Sampling of uncertain probabilities at event tree nodes with multiple branches

When the uncertainty distributions of the conditional probabilities of a complete, mutually exclusive set of three or more branches at an event tree node are independently sampled, it is not possible that their values can both be constrained to add to 1.0, as they must, and also have their sample means converge as sampling size increases to the probabilities’ original means, as consistency with the initial point estimates that are these means demands. Complex sampling procedures may be applicable in special cases; e.g. when the uncertainty distributions are restricted to be betas that are elements of a Dirichlet distribution, and so have variances with restricted relationships to their means. Such procedures are not applicable in general and furthermore may not be practical in the analysis of large event trees. The expansion of a multiple node as a sequence of binary nodes with appropriate conditional probabilities, which is quite possible when only the point estimates are considered, has been attempted for uncertainty modeling but can be seen to be incorrect.
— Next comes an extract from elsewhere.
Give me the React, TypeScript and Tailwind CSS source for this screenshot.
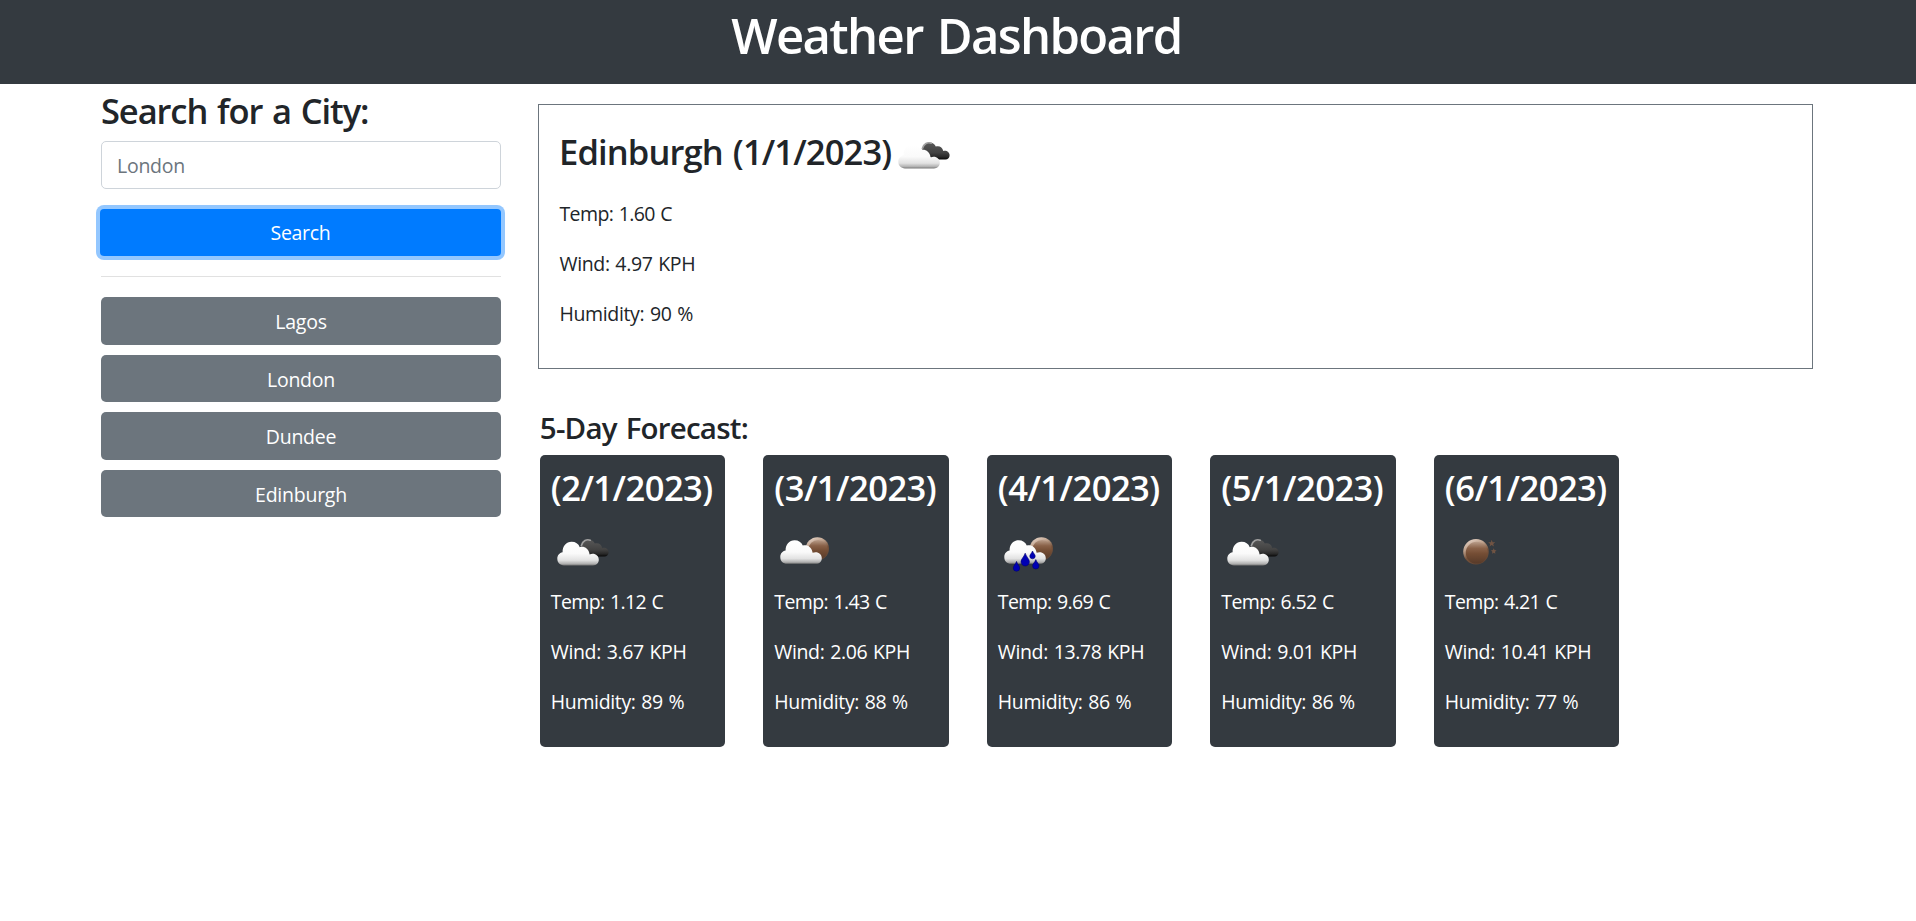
type IconName = "broken" | "scattered" | "rain" | "clear";

const HISTORY = ["Lagos", "London", "Dundee", "Edinburgh"];

const FORECAST: { date: string; icon: IconName; temp: string; wind: string; humidity: string }[] = [
  { date: "(2/1/2023)", icon: "broken", temp: "1.12", wind: "3.67", humidity: "89" },
  { date: "(3/1/2023)", icon: "scattered", temp: "1.43", wind: "2.06", humidity: "88" },
  { date: "(4/1/2023)", icon: "rain", temp: "9.69", wind: "13.78", humidity: "86" },
  { date: "(5/1/2023)", icon: "broken", temp: "6.52", wind: "9.01", humidity: "86" },
  { date: "(6/1/2023)", icon: "clear", temp: "4.21", wind: "10.41", humidity: "77" },
];

function Cloud({ id }: { id: string }) {
  return (
    <path
      fill={`url(#${id}-cloud)`}
      d="M13 40.4 C9 40.4 6.3 37.6 6.3 33.8 C6.3 30.2 8.4 27.8 11.6 27.2 C11.4 21.2 15.2 16.8 20.6 16.8 C24.6 16.8 27.4 18.8 28.8 22.2 C32.8 20.8 37.8 23.4 38.6 29.4 C43.6 27.6 47.8 30.6 47.8 34.8 C47.8 38.2 45.4 40.4 42 40.4 Z"
    />
  );
}

function Drop({ x, y, w, h }: { x: number; y: number; w: number; h: number }) {
  const r = w / 2;
  return (
    <path
      fill="#0000b4"
      stroke="#00006e"
      strokeWidth="0.6"
      d={`M${x} ${y} C${x + r * 0.3} ${y + h * 0.3} ${x + r} ${y + h * 0.45} ${x + r} ${y + h - r} A${r} ${r} 0 0 1 ${x - r} ${y + h - r} C${x - r} ${y + h * 0.45} ${x - r * 0.3} ${y + h * 0.3} ${x} ${y} Z`}
    />
  );
}

function Moon({ id, cx, cy, r }: { id: string; cx: number; cy: number; r: number }) {
  return (
    <>
      <circle cx={cx} cy={cy} r={r} fill={`url(#${id}-rim)`} />
      <circle cx={cx + 0.7} cy={cy + 0.9} r={r - 1.9} fill={`url(#${id}-moon)`} />
    </>
  );
}

function WeatherIcon({ name, id, className }: { name: IconName; id: string; className?: string }) {
  return (
    <svg viewBox="0 0 62 50" className={`h-[50px] w-[62px] shrink-0 ${className ?? ""}`} aria-hidden="true">
      <defs>
        <linearGradient id={`${id}-cloud`} x1="0" y1="0" x2="0" y2="1">
          <stop offset="0" stopColor="#ffffff" />
          <stop offset="0.5" stopColor="#fafafa" />
          <stop offset="0.78" stopColor="#e2e2e2" />
          <stop offset="0.93" stopColor="#b0b0b0" />
          <stop offset="1" stopColor="#777777" />
        </linearGradient>
        <linearGradient id={`${id}-dark`} x1="0" y1="0" x2="0" y2="1">
          <stop offset="0" stopColor="#585858" />
          <stop offset="0.6" stopColor="#424242" />
          <stop offset="0.85" stopColor="#282828" />
          <stop offset="1" stopColor="#080808" />
        </linearGradient>
        <linearGradient id={`${id}-rim`} x1="0.25" y1="0" x2="0.7" y2="1">
          <stop offset="0" stopColor="#e6d3c6" />
          <stop offset="0.3" stopColor="#bda08b" />
          <stop offset="0.6" stopColor="#75513a" />
          <stop offset="1" stopColor="#5f4535" />
        </linearGradient>
        <linearGradient id={`${id}-moon`} x1="0" y1="0" x2="0" y2="1">
          <stop offset="0" stopColor="#b99d8a" />
          <stop offset="0.3" stopColor="#896148" />
          <stop offset="0.55" stopColor="#744d34" />
          <stop offset="1" stopColor="#573a29" />
        </linearGradient>
      </defs>
      {name === "broken" && (
        <>
          <path
            fill={`url(#${id}-dark)`}
            d="M30 24 C30 18 33 14.6 37.4 14.6 C40.8 14.6 43 16.4 43.8 18.6 C47 17.2 50.6 19.2 51.2 23 C54.4 22 57.6 24.2 57.6 27.2 C57.6 29.8 56 31.4 53.4 31.4 L42 31.4 Z"
          />
          <path
            d="M30.4 20.4 C31.8 15.8 35.6 13.8 39.2 15.2"
            fill="none"
            stroke="#a0a0a0"
            strokeWidth="1.7"
            strokeLinecap="round"
          />
          <Cloud id={id} />
        </>
      )}
      {(name === "scattered" || name === "rain") && (
        <>
          <Moon id={id} cx={43.4} cy={23.8} r={11.6} />
          <g transform="translate(0 -1.6)">
            <Cloud id={id} />
          </g>
        </>
      )}
      {name === "rain" && (
        <>
          <Drop x={18.5} y={36.4} w={6.4} h={9.8} />
          <Drop x={27.2} y={28.2} w={8.4} h={12.8} />
          <Drop x={34.5} y={26} w={5.4} h={7.8} />
          <Drop x={37.8} y={34.6} w={6.4} h={9.4} />
        </>
      )}
      {name === "clear" && (
        <>
          <Moon id={id} cx={31} cy={26.8} r={12.8} />
          <path
            fill="#715443"
            d="M46.7 14.8 L47.6 17.2 L50.2 17.3 L48.2 18.9 L48.9 21.4 L46.7 20 L44.5 21.4 L45.2 18.9 L43.2 17.3 L45.8 17.2 Z M48.7 23.2 L49.5 25.1 L51.5 25.4 L50 26.7 L50.4 28.7 L48.7 27.7 L47 28.7 L47.4 26.7 L45.9 25.4 L47.9 25.1 Z"
          />
        </>
      )}
    </svg>
  );
}

function Stats({ temp, wind, humidity }: { temp: string; wind: string; humidity: string }) {
  return (
    <div className="flex flex-col gap-5 text-[19.5px] leading-[30px] tracking-[-0.36px] whitespace-nowrap [word-spacing:1px]">
      <p className="tracking-[-0.62px]">Temp: {temp} C</p>
      <p>Wind: {wind} KPH</p>
      <p>Humidity: {humidity} %</p>
    </div>
  );
}

export default function App() {
  return (
    <div className="min-h-screen bg-white font-['Open_Sans','Noto_Sans',sans-serif] text-[#212529]">
      <header className="flex h-[84px] justify-center bg-[#343a40] pt-[5px] pr-[3px]">
        <h1 className="text-[49px] leading-[60px] font-semibold tracking-[-1.65px] text-white [word-spacing:3px]">
          Weather Dashboard
        </h1>
      </header>

      <main className="flex pl-[101px]">
        <aside className="w-[400px] shrink-0 pt-1.5">
          <h2 className="text-[34.5px] leading-[42px] font-semibold tracking-[-1.1px] [word-spacing:2px]">
            Search for a City:
          </h2>
          <input
            type="text"
            placeholder="London"
            className="mt-[9px] block h-12 w-full rounded-[5px] border border-[#ced4da] px-[15px] pt-px text-[19.5px] tracking-[-0.25px] placeholder:text-[#6c757d] placeholder:opacity-100"
          />
          <button className="mt-5 -ml-px block h-[47px] w-[401px] rounded-[4px] bg-[#007bff] pt-px text-[19.5px] tracking-[-0.3px] text-white ring-4 ring-[#93c7ff]">
            Search
          </button>
          <hr className="mt-5 border-t border-[#e1e1e1]" />
          <div className="mt-5 flex flex-col gap-2.5">
            {HISTORY.map((city) => (
              <button
                key={city}
                className="h-[47.5px] w-full rounded-[5px] bg-[#6c757d] pt-0.5 text-[19.5px] tracking-[-0.24px] text-white"
              >
                {city}
              </button>
            ))}
          </div>
        </aside>

        <div className="ml-[37px] w-[1275px] shrink-0 pt-5">
          <section className="h-[265px] border border-[#6c757d] pt-[26px] pl-5">
            <div className="flex h-[42px]">
              <h2 className="w-[333px] text-[34.5px] leading-[42px] font-semibold tracking-[-0.87px] whitespace-nowrap [word-spacing:2px]">
                Edinburgh (1/1/2023)
              </h2>
              <WeatherIcon name="broken" id="today" className="-mt-[3px]" />
            </div>
            <div className="pt-[26px] pl-[0.5px]">
              <Stats temp="1.60" wind="4.97" humidity="90" />
            </div>
          </section>

          <section className="pt-[41px] pl-[1.8px]">
            <h3 className="text-[29.5px] leading-9 font-semibold tracking-[-0.78px] [word-spacing:2px]">
              5-Day Forecast:
            </h3>
            <div className="mt-[9px] flex gap-[38px]">
              {FORECAST.map((day, i) => (
                <article key={day.date} className="h-[292px] w-[185.5px] rounded-[5px] bg-[#343a40] pt-3 pl-[11px] text-white">
                  <h2 className="text-[34.5px] leading-[42px] font-semibold tracking-[-0.52px] whitespace-nowrap">
                    {day.date}
                  </h2>
                  <WeatherIcon name={day.icon} id={`day${i}`} className="mt-4 mb-3" />
                  <Stats temp={day.temp} wind={day.wind} humidity={day.humidity} />
                </article>
              ))}
            </div>
          </section>
        </div>
      </main>
    </div>
  );
}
Normalization of the sets of independent sample values of the launch probabilities is the most common procedure but obviously cannot provide the desired convergence. In this paper, a generally applicable procedure is derived for adjusting the sample values so that they correctly add to 1.0 and their means converge to the original means. The superiority of the procedure to common normalization is demonstrated in an illustrative application in a space launch vehicle risk analysis.